In August 1936, three months after the official end of the Ethiopian war and shortly before major Italian participation in the Spanish Civil War began, the air force General Staff undertook studies for a major expansion and modernization of its air fleet. Program R was to be completed by the spring of 1938. The goal was a force of some 3,170 aircraft, almost all to be ready in the second half of 1940, except for 18 four-engine heavy bombers that would not come on line until February 1941. Some 278 would be stationed in Italian East Africa and 426 assigned to the navy. Of the remaining 2,448 aircraft, 966 would be medium bombers, 911 fighters, 338 reconnaissance planes, 132 ground attack and dive-bombers, 65 colonial, and 36 long-range transports. Many of these aircraft types were already in series production or available as prototypes. But some 750 of the fighters were to be of totally new design and constituted the most ambitious segment of Program R.

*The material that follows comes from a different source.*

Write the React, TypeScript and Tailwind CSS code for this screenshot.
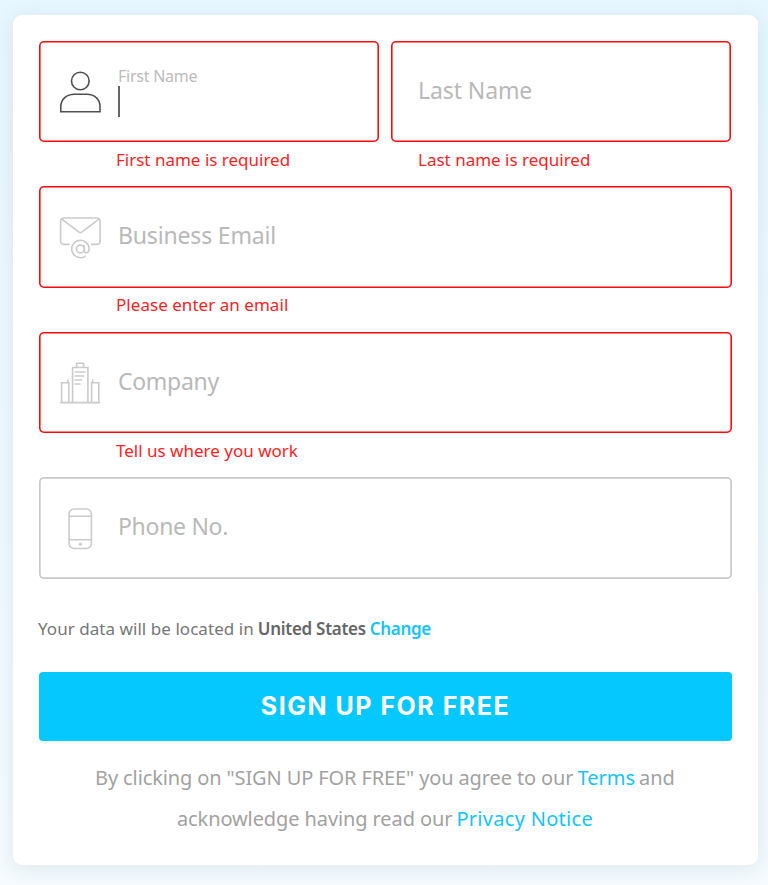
import type { ReactNode } from 'react';

const red = 'shadow-[inset_0_0_0_1.6px_#ff0808]';
const gray = 'shadow-[inset_0_0_0_1.7px_#c9c9c9]';
const link = 'text-[#12c4ff]';

function UserIcon() {
  return (
    <svg width="42" height="42" viewBox="0 0 42 42" fill="none" stroke="#505050" strokeWidth="1.6">
      <circle cx="20.3" cy="10" r="8.8" />
      <path d="M.8 40.7V35.5C.8 28 6.8 23.2 14.3 23.2H26.9C34.4 23.2 40 28 40 35.5V40.7Z" />
    </svg>
  );
}

function MailIcon() {
  return (
    <svg width="42" height="42" viewBox="0.4 0 42 42" fill="none" stroke="#cbcbcb" strokeWidth="1.6" strokeLinecap="round" strokeLinejoin="round" overflow="visible">
      <path d="M9.5 27.4H4.5Q1 27.4 1 23.9V4.5Q1 1 4.5 1H37Q40.5 1 40.5 4.5V23.9Q40.5 27.4 37 27.4H32" />
      <path d="M2.2 2.2L18.8 14.7Q20.8 16.2 22.8 14.7L39.3 2.2" />
      <circle cx="20.8" cy="32" r="3.9" />
      <path d="M24.7 28.6V33.3C24.7 37 29.5 36.5 29.5 32A8.7 8.7 0 1 0 25.5 39.3" />
    </svg>
  );
}

function BuildingIcon() {
  return (
    <svg width="42" height="42" viewBox="0.4 0 42 42" fill="none" stroke="#cbcbcb" strokeWidth="1.6" overflow="visible">
      <path d="M.5 40.6H40.5M13 40.5V5.5H28.3V40.5M17 5.2V1.3H24V5.2M2 40.5V20.8H9.2V40.5M32 40.5V20.8H39.2V40.5M8.2 20.5V17.5M33 20.5V17.5" />
      <path d="M15.5 10H25.5M15.5 14H24M15.5 18H22M15.5 22H20.5" strokeLinecap="round" />
    </svg>
  );
}

function PhoneIcon() {
  return (
    <svg width="42" height="42" viewBox="0.4 0 42 42" fill="none" stroke="#cbcbcb" strokeWidth="1.6">
      <rect x="9.5" y="1" width="22.3" height="39.5" rx="5" />
      <path d="M9.5 8.2H31.8M9.5 31.8H31.8" />
      <circle cx="20.8" cy="36.2" r="1.6" fill="#cbcbcb" stroke="none" />
    </svg>
  );
}

function Field({ icon, border, className, children }: { icon?: ReactNode; border: string; className: string; children: ReactNode }) {
  return (
    <div className={`flex h-[101.5px] items-center rounded-[5px] ${border} ${className}`}>
      {icon && <span className="mt-[2px]">{icon}</span>}
      {children}
    </div>
  );
}

function Row({ icon, label, spacing, error, errorSpacing }: { icon: ReactNode; label: string; spacing: string; error?: string; errorSpacing?: string }) {
  return (
    <div className="h-[145.5px]">
      <Field icon={icon} border={error ? red : gray} className="w-[693.4px] gap-[16.5px] pl-[20.5px]">
        <span className={`-mt-[3px] whitespace-nowrap text-[23px] leading-8 text-[#b9b9b9] ${spacing}`}>{label}</span>
      </Field>
      {error && (
        <p className={`ml-[77px] mt-[5.5px] whitespace-nowrap text-[17px] leading-6 text-[#fb221c] ${errorSpacing}`}>{error}</p>
      )}
    </div>
  );
}

export default function App() {
  return (
    <main className="h-[885px] w-[768px] overflow-hidden bg-gradient-to-b from-[#e7f7ff] to-[#f5fbff] pl-[13px] pt-[15px] font-['Noto_Sans',sans-serif]">
      <section className="h-[850px] w-[745px] rounded-[9px] bg-white pl-[26px] pt-[25.5px] shadow-[0_3px_20px_rgba(60,90,110,0.13)]">
        <div className="flex h-[145.5px] gap-[12px]">
          <div>
            <Field icon={<UserIcon />} border={red} className="w-[340px] gap-[16.5px] pl-[20.5px]">
              <div className="h-[53px] pt-[2px]">
                <span className="block whitespace-nowrap text-[16px] leading-[18px] tracking-[-0.25px] text-[#bcbcbc]">First Name</span>
                <i className="mt-px block h-[31px] w-[2px] bg-[#666]" />
              </div>
            </Field>
            <p className="ml-[77px] mt-[5.5px] whitespace-nowrap text-[17px] leading-6 text-[#fb221c]">First name is required</p>
          </div>
          <div>
            <Field border={red} className="w-[340px] pl-[27px]">
              <span className="-mt-[3px] whitespace-nowrap text-[23px] leading-8 tracking-[-0.1px] text-[#b9b9b9]">Last Name</span>
            </Field>
            <p className="ml-[27px] mt-[5.5px] whitespace-nowrap text-[17px] leading-6 text-[#fb221c]">Last name is required</p>
          </div>
        </div>
        <Row icon={<MailIcon />} label="Business Email" spacing="tracking-[-0.17px]" error="Please enter an email" errorSpacing="tracking-[0.04px]" />
        <Row icon={<BuildingIcon />} label="Company" spacing="tracking-[-0.3px]" error="Tell us where you work" errorSpacing="tracking-normal" />
        <Row icon={<PhoneIcon />} label="Phone No." spacing="tracking-[-0.3px]" />
        <div className="-ml-px flex h-[49px] items-start gap-[4px] whitespace-nowrap text-[17px] leading-6 text-[#777]">
          <span className="-mt-[6px] tracking-[0.05px]">Your data will be located in</span>
          <b className="-mt-[6px] font-semibold tracking-[-0.28px] text-[#666]">United States</b>
          <a className={`-mt-[6px] font-semibold tracking-[-0.35px] ${link}`}>Change</a>
        </div>
        <button className="flex h-[69px] w-[693px] items-center justify-center rounded-[4px] bg-[#05c8ff] font-['Inter',sans-serif] text-[25px] font-bold tracking-[1.5px] text-white">
          <span className="mt-px">SIGN UP FOR FREE</span>
        </button>
        <div className="mt-[16px] w-[692px] text-[20px] leading-[41px] text-[#a2a2a2]">
          <p className="flex justify-center gap-[4px] whitespace-nowrap">
            <span className="tracking-[-0.12px]">By clicking on "SIGN UP FOR FREE" you agree to our</span>
            <a className={link}>Terms</a>
            <span>and</span>
          </p>
          <p className="flex justify-center gap-[4px] whitespace-nowrap">
            <span className="tracking-[-0.1px]">acknowledge having read our</span>
            <a className={`tracking-[0.3px] ${link}`}>Privacy Notice</a>
          </p>
        </div>
      </section>
    </main>
  );
}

Aircraft Design and Selection
Shortly after this decision, the Air Ministry announced a competition for a modern interceptor, and the air force held trials for six entrants in early 1938. Based on results, Valle instructed the Office of Engineering and Aeronautical Construction to acquire the Fiat G.50 and the Macchi- Castoldi MC.200. Both all-steel warplanes enjoyed high maneuverability, sturdiness, and good handling; the MC.200 also provided extraordinary visibility from its hump-mounted cockpit, as well as superb climbing and diving ability. But the weak 840-horsepower Fiat A74 engine powering both allowed a top speed of only 293 and 314 miles per hour, respectively, and an armament of just two 12.7 mm machine guns. Furthermore, to save weight, the two fighters carried radio receivers but no transmitters. Still, many pilots and their patrons on the air staff preferred slower but even more maneuverable lightweight biplanes capable of agile aerobatics in dogfights. Ongoing successes in Spain with such an aircraft, the Fiat CR.32 (the Italians eventually downed about 500 Republican warplanes, including many Soviet Polikarpov I-16s, while incurring aerial losses of only 86), provided strong arguments for the proponents of such fighters. However, others on the air staff and a good many pilots realized that the fabric-covered biplane had reached the apogee of its potential. Meanwhile, all-metal monoplanes with powerful engines and armed with multiple machine guns or cannon had already surpassed them in performance. More advanced models promised far greater capabilities. The Germans had introduced the Bf 109B into combat over Spain in April 1937, and it proved remarkably successful over the next six months. Valle’s staff soon became cognizant of the German fighter and its technical advantages, but their hearts and those of most fighter pilots lay elsewhere.
By mid-1938, Italian and German fighter pilots in Spain, flying CR.32s and Bf 109Bs and Cs, respectively, had fought together in a number of operations. The relative merits of these two types of aircraft had already provoked a lively debate in the pages of the official air force journal Rivista Aeronautica, reflecting similar arguments within the air staff. As a result, Valle issued requirements for a more advanced fighter than the G.50 and MC.200, but trials of six new interceptors were all disappointing. The Testing Office report stressed the superiority of the Bf 109 to all the Italian prototypes and urged the development of better ones from which to select a single Regia Aeronautica fighter for the mid-1940s. Valle agreed. However, the manufacture of both the G.50 and the MC.200 series had proceeded very slowly, especially that of the latter. As a stopgap, the chief of staff insisted that the Aeronautical Construction Office order 200 of the Fiat CR.42, a mixed steel and fabric covered biplane with fixed undercarriage that had not been entered in the second fighter competition. The Construction Office falsely described the CR.42 as only an improved model of the CR.32. The major loser in the fighter trials, the Caproni group, was appeased by a few orders for its new aluminum monoplane, the Re.2000. Based on the Seversky P-35 (its American manufacturer needed cash and apparently sold the plans without obtaining an export license), the Re.2000 had been developed for the export market. When tested by the Swedes and Hungarians who purchased it, the Re.2000 proved superior to the Bf 109E in close combat, although inferior in armament and thirty miles per hour slower.
Until mid-1939, the air force continued to buy the CR.32 to supply both Italian fighter units and the Nationalists in Spain. The limited production capacity of the Italian aviation industry was divided among four fighters, one of which was already obsolete, another obsolescent, and two of rapidly fading modernity. The ugly duckling of the lot, the Re.2000, proved superior in combat to the G.50 and especially to the CR.42. Thanks to its elliptical wing, the Re.2000 did not spin when subjected to the aerobatics favored by Italian pilots, a tendency that proved fatal to many who flew the G.50 and MC.200 for the first time. Moreover, unlike the spruce and special steel required to build those two warplanes—materials that were in short supply in Italy even before World War II—the aluminum required to construct the Re.2000, as well as hydroelectric power to extract it from bauxite ore, was relatively abundant in Italy. Finally, thanks to its American-inspired design, the Re.2000 easily lent itself to mass production.